To account for possible stresses of moving bioassay plants into the field and for possible inadvertent dicamba contamination, we included at least four plants each of two types of controls in each set of greenhouse bioassay plants. “Moved” controls were transported out to the research farm along with the other bioassay plants, but positioned in an untreated field at least 1,000 m from the dicamba application. “Moved” plants were left in the field for the same period as the corresponding bioassay plants and transported back to the greenhouse in the same van. Plants that were “not moved” were left in the greenhouse for the duration of the experiment. We scored both types of controls for injury at the same time intervals as the other bioassay plants in a set. Very slight injury symptoms were observed on one “not moved” plant in 2009 and one “not moved” plant in 2010 (ratings of 5 and 8 on our scale, respectively), and we suspected these observations as being false-positives.

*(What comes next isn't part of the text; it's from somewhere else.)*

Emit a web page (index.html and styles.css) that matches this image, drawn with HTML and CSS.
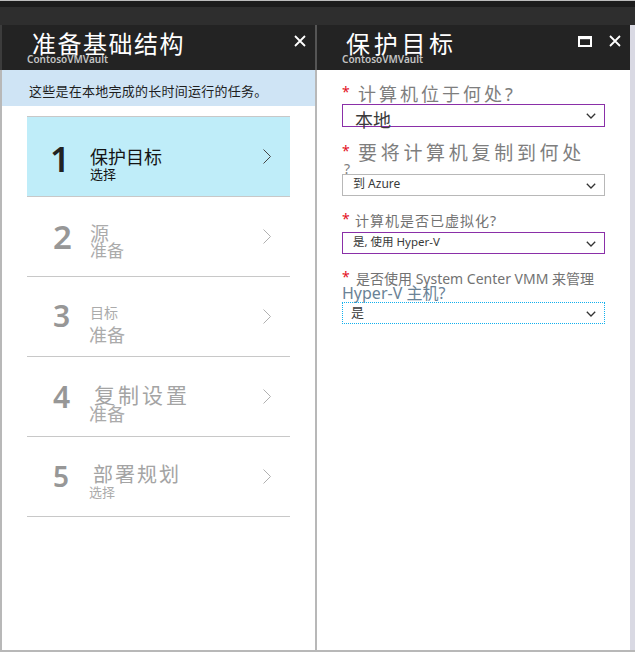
FILE: index.html
```html
<!DOCTYPE html>
<html lang="zh-CN">
<head>
<meta charset="utf-8">
<title>准备基础结构</title>
<link rel="stylesheet" href="styles.css">
</head>
<body>
<div class="frame">
  <div class="top-line"></div>
  <div class="top-dark"></div>
  <div class="top-band"></div>
  <div class="blades">
    <div class="edge-left"></div>

    <section class="blade">
      <header class="blade-header">
        <div class="titles">
          <h1 class="title">准备基础结构</h1>
          <div class="vault">ContosoVMVault</div>
        </div>
        <div class="header-icons">
          <svg class="icon-close" width="12" height="12" viewBox="0 0 12 12"><path d="M1 1L11 11M11 1L1 11" stroke="#fff" stroke-width="1.8" fill="none"/></svg>
        </div>
      </header>
      <div class="banner">这些是在本地完成的长时间运行的任务。</div>
      <ul class="steps">
        <li class="step step-active s1">
          <span class="num">1</span>
          <div class="step-text"><div class="step-title">保护目标</div><div class="step-sub">选择</div></div>
          <svg class="chev" width="8" height="15" viewBox="0 0 8 15"><polyline points="0.5,0.5 7.5,7.5 0.5,14.5" fill="none" stroke-width="1"/></svg>
        </li>
        <li class="step s2">
          <span class="num">2</span>
          <div class="step-text"><div class="step-title">源</div><div class="step-sub">准备</div></div>
          <svg class="chev" width="8" height="15" viewBox="0 0 8 15"><polyline points="0.5,0.5 7.5,7.5 0.5,14.5" fill="none" stroke-width="1"/></svg>
        </li>
        <li class="step s3">
          <span class="num">3</span>
          <div class="step-text"><div class="step-title">目标</div><div class="step-sub">准备</div></div>
          <svg class="chev" width="8" height="15" viewBox="0 0 8 15"><polyline points="0.5,0.5 7.5,7.5 0.5,14.5" fill="none" stroke-width="1"/></svg>
        </li>
        <li class="step s4">
          <span class="num">4</span>
          <div class="step-text"><div class="step-title">复制设置</div><div class="step-sub">准备</div></div>
          <svg class="chev" width="8" height="15" viewBox="0 0 8 15"><polyline points="0.5,0.5 7.5,7.5 0.5,14.5" fill="none" stroke-width="1"/></svg>
        </li>
        <li class="step s5">
          <span class="num">5</span>
          <div class="step-text"><div class="step-title">部署规划</div><div class="step-sub">选择</div></div>
          <svg class="chev" width="8" height="15" viewBox="0 0 8 15"><polyline points="0.5,0.5 7.5,7.5 0.5,14.5" fill="none" stroke-width="1"/></svg>
        </li>
      </ul>
    </section>

    <div class="divider"></div>

    <section class="blade">
      <header class="blade-header">
        <div class="titles">
          <h1 class="title title-right">保护目标</h1>
          <div class="vault">ContosoVMVault</div>
        </div>
        <div class="header-icons">
          <svg class="icon-max" width="14" height="11" viewBox="0 0 14 11"><rect x="1" y="1.5" width="12" height="8.5" fill="none" stroke="#fff" stroke-width="2"/><rect x="0" y="0" width="14" height="3.2" fill="#fff"/></svg>
          <svg class="icon-close" width="12" height="12" viewBox="0 0 12 12"><path d="M1 1L11 11M11 1L1 11" stroke="#fff" stroke-width="1.8" fill="none"/></svg>
        </div>
      </header>
      <form class="form">
        <div class="field f1">
          <div class="label"><span class="req">*</span><span class="label-text">计算机位于何处?</span></div>
          <div class="select sel-purple"><span class="sel-text">本地</span><svg class="sel-chev" width="10" height="6" viewBox="0 0 10 6"><polyline points="0.8,0.8 5,5 9.2,0.8" fill="none" stroke="#333" stroke-width="1.3"/></svg></div>
        </div>
        <div class="field f2">
          <div class="label"><span class="req">*</span><span class="label-text">要将计算机复制到何处</span></div>
          <div class="label-wrap">?</div>
          <div class="select"><span class="sel-text">到 Azure</span><svg class="sel-chev" width="10" height="6" viewBox="0 0 10 6"><polyline points="0.8,0.8 5,5 9.2,0.8" fill="none" stroke="#333" stroke-width="1.3"/></svg></div>
        </div>
        <div class="field f3">
          <div class="label"><span class="req">*</span><span class="label-text">计算机是否已虚拟化?</span></div>
          <div class="select sel-purple"><span class="sel-text">是, 使用 Hyper-V</span><svg class="sel-chev" width="10" height="6" viewBox="0 0 10 6"><polyline points="0.8,0.8 5,5 9.2,0.8" fill="none" stroke="#333" stroke-width="1.3"/></svg></div>
        </div>
        <div class="field f4">
          <div class="label"><span class="req">*</span><span class="label-text">是否使用 System Center VMM 来管理</span></div>
          <div class="label-wrap">Hyper-V 主机?</div>
          <div class="select sel-focus"><span class="sel-text">是</span><svg class="sel-chev" width="10" height="6" viewBox="0 0 10 6"><polyline points="0.8,0.8 5,5 9.2,0.8" fill="none" stroke="#333" stroke-width="1.3"/></svg></div>
        </div>
      </form>
    </section>

    <div class="edge-right"></div>
  </div>
  <div class="bottom-line"></div>
</div>
</body>
</html>
```

FILE: styles.css
```css
* { box-sizing: border-box; }

html, body {
  margin: 0;
  padding: 0;
  background: #ffffff;
}

body {
  font-family: "Noto Sans", "Noto Sans CJK SC", sans-serif;
  width: 635px;
  height: 652px;
  overflow: hidden;
}

.frame {
  width: 635px;
  height: 652px;
  display: flex;
  flex-direction: column;
}

.top-line { height: 1px; background: #bdbdbd; }
.top-dark { height: 6px; background: #1c1c1c; }
.top-band { height: 18px; background: #2e2e2e; }

.blades {
  height: 625px;
  display: flex;
}

.edge-left {
  width: 2px;
  background: linear-gradient(#3c3c3c 0, #3c3c3c 45px, #b8b8b8 45px);
}

.divider {
  width: 2px;
  background: linear-gradient(#555555 0, #555555 45px, #b8b8b8 45px);
}

.edge-right {
  width: 5px;
  background: #d9d9e3;
}

.bottom-line { height: 2px; background: #b8b8b8; }

.blade {
  width: 313px;
  background: #ffffff;
  display: flex;
  flex-direction: column;
}

/* header */
.blade-header {
  height: 45px;
  flex-shrink: 0;
  background: #232323;
  display: flex;
  justify-content: space-between;
  align-items: flex-start;
}

.titles {
  padding: 5px 0 0 25px;
}

.title {
  margin: 0 0 0 5px;
  font-size: 24px;
  line-height: 28px;
  font-weight: 400;
  color: #ffffff;
  letter-spacing: 1.5px;
  white-space: nowrap;
}

.title-right {
  margin-left: 4px;
  letter-spacing: 3.7px;
}

.vault {
  font-size: 10px;
  line-height: 12px;
  margin-top: -5px;
  color: #c4c4c4;
  font-weight: 600;
  white-space: nowrap;
}

.header-icons {
  display: flex;
  align-items: flex-start;
  gap: 17px;
  margin: 10px 9px 0 0;
}

.icon-max { margin-top: 1px; }

/* banner */
.banner {
  height: 36px;
  flex-shrink: 0;
  padding: 11px 0 0 27px;
  background: #cfe4f5;
  color: #1e1e1e;
  font-size: 13px;
  line-height: 20px;
  letter-spacing: 0.25px;
  white-space: nowrap;
}

/* steps */
.steps {
  list-style: none;
  margin: 10px 25px 0;
  padding: 0;
  border-top: 1px solid #c8c8c8;
}

.step {
  height: 80px;
  border-bottom: 1px solid #c8c8c8;
  display: flex;
  align-items: flex-start;
  color: #ababab;
}

.step-active {
  background: #bfedf9;
  color: #141414;
}

.num {
  width: 63px;
  flex-shrink: 0;
  padding-left: 26px;
  font-weight: 600;
  color: #979797;
}

.step-active .num { color: #222222; }

.step-text { white-space: nowrap; }

.chev {
  margin-left: auto;
  margin-right: 19px;
  align-self: center;
  stroke: #b0b0b0;
}

.step-active .chev { stroke: #444444; }

/* step 1 */
.s1 .num { font-size: 35px; line-height: 35px; margin-top: 24px; padding-left: 23px; }
.s1 .step-text { padding-top: 30px; }
.s1 .step-title { font-size: 18px; line-height: 20px; }
.s1 .step-sub { font-size: 13px; line-height: 15px; }

/* step 2 */
.s2 .num { font-size: 33px; line-height: 33px; margin-top: 23px; }
.s2 .step-text { padding-top: 27px; }
.s2 .step-title { font-size: 19px; line-height: 21px; }
.s2 .step-sub { font-size: 17px; line-height: 19px; margin-top: -4px; }

/* step 3 */
.s3 .num { font-size: 30px; line-height: 30px; margin-top: 24px; }
.s3 .step-text { padding-top: 28px; }
.s3 .step-title { font-size: 14px; line-height: 16px; }
.s3 .step-sub { font-size: 18px; line-height: 20px; margin-top: 4px; margin-left: -1px; }

/* step 4 */
.s4 .num { font-size: 30px; line-height: 30px; margin-top: 25px; }
.s4 .step-text { padding-top: 26px; }
.s4 .step-title { font-size: 21px; line-height: 24px; letter-spacing: 3px; padding-left: 4px; color: #a4a4a4; }
.s4 .step-sub { font-size: 18px; line-height: 20px; margin-top: -3px; margin-left: -1px; }

/* step 5 */
.s5 .num { font-size: 28px; line-height: 28px; margin-top: 25px; }
.s5 .step-text { padding-top: 27px; }
.s5 .step-title { font-size: 20px; line-height: 22px; letter-spacing: 2px; padding-left: 3px; color: #a4a4a4; }
.s5 .step-sub { font-size: 13px; line-height: 15px; margin-top: -1px; margin-left: -1px; }

/* form */
.form {
  padding: 15px 25px 0;
  margin: 0;
}

.label {
  display: flex;
  align-items: flex-start;
  white-space: nowrap;
}

.req {
  width: 16px;
  flex-shrink: 0;
  font-size: 14px;
  line-height: 14px;
  color: #e3101e;
}

.label-text { color: #7e7e7e; }

.f1 .label-text { font-size: 18px; line-height: 19px; letter-spacing: 3px; }

.f2 { margin-top: 17px; }
.f2 .label-text { font-size: 19px; line-height: 19px; letter-spacing: 3.7px; }
.f2 .label-wrap {
  font-size: 14px;
  line-height: 11px;
  padding-left: 2px;
  color: #7e7e7e;
}

.f3 { margin-top: 16px; }
.f3 .req { width: 13px; }
.f3 .label-text { font-size: 14px; line-height: 18px; letter-spacing: 1px; color: #727272; }
.f3 .select { margin-top: 2px; }

.f4 { margin-top: 16px; }
.f4 .req { width: 14px; }
.f4 .label-text { font-size: 14px; line-height: 18px; letter-spacing: 0; color: #727272; }
.f4 .label-wrap {
  font-size: 16px;
  line-height: 10px;
  color: #6a8296;
  white-space: nowrap;
}
.f4 .select { margin-top: 4px; }

.select {
  height: 22px;
  border: 1px solid #b8b8b8;
  display: flex;
  align-items: flex-start;
  padding: 2px 0 0 10px;
  color: #3a3a3a;
  font-size: 12px;
  line-height: 14px;
  white-space: nowrap;
}

.sel-purple { border-color: #8a2fa8; }

.f1 .select {
  height: 23px;
  padding: 5px 0 0 12px;
  font-size: 18px;
  line-height: 20px;
}

.f3 .select { font-size: 11.5px; }

.sel-focus {
  border: 1px dotted #a24ac0;
  outline: 1px dotted #12b0ee;
  outline-offset: -1px;
  padding-left: 8px;
  font-size: 13px;
  line-height: 15px;
}

.sel-chev {
  margin-left: auto;
  margin-right: 8px;
  align-self: center;
  flex-shrink: 0;
}

.f1 .sel-chev { margin-top: -4px; }
```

Controlled dose–response experiments
We conducted dose–response experiments to relate injury symptoms observed on greenhouse bioassay plants to the amount of dicamba exposure. In 2009, a randomized complete block design experiment was conducted using six rates (56.1, 5.61, 0.561, 0.056, 0.006 g acid equivalent/ha plus a water control) of dimethylamine dicamba and 12 replications. Seeds were planted on September 29, 2009, using the same methods for the plants positioned in the field. Dicamba was applied in a closed chamber using a track sprayer on October 29, 2009, while plants were in the V3 stage. In 2010, a similar experiment was conducted using 10 rates (561, 56.1, 17.7, 5.61, 1.77, 0.561, 0.177, 0.056, 0.018, 0.006 g acid equivalent/ha plus a water control), two formulations (dimethylamine and diglycolamine), and five replications. Plants were seeded on June 9 and treated on July 2 using the track sprayer, while plants were in the V4 stage. In both years, we quantified injury symptoms on all plants 14 d after herbicide treatment.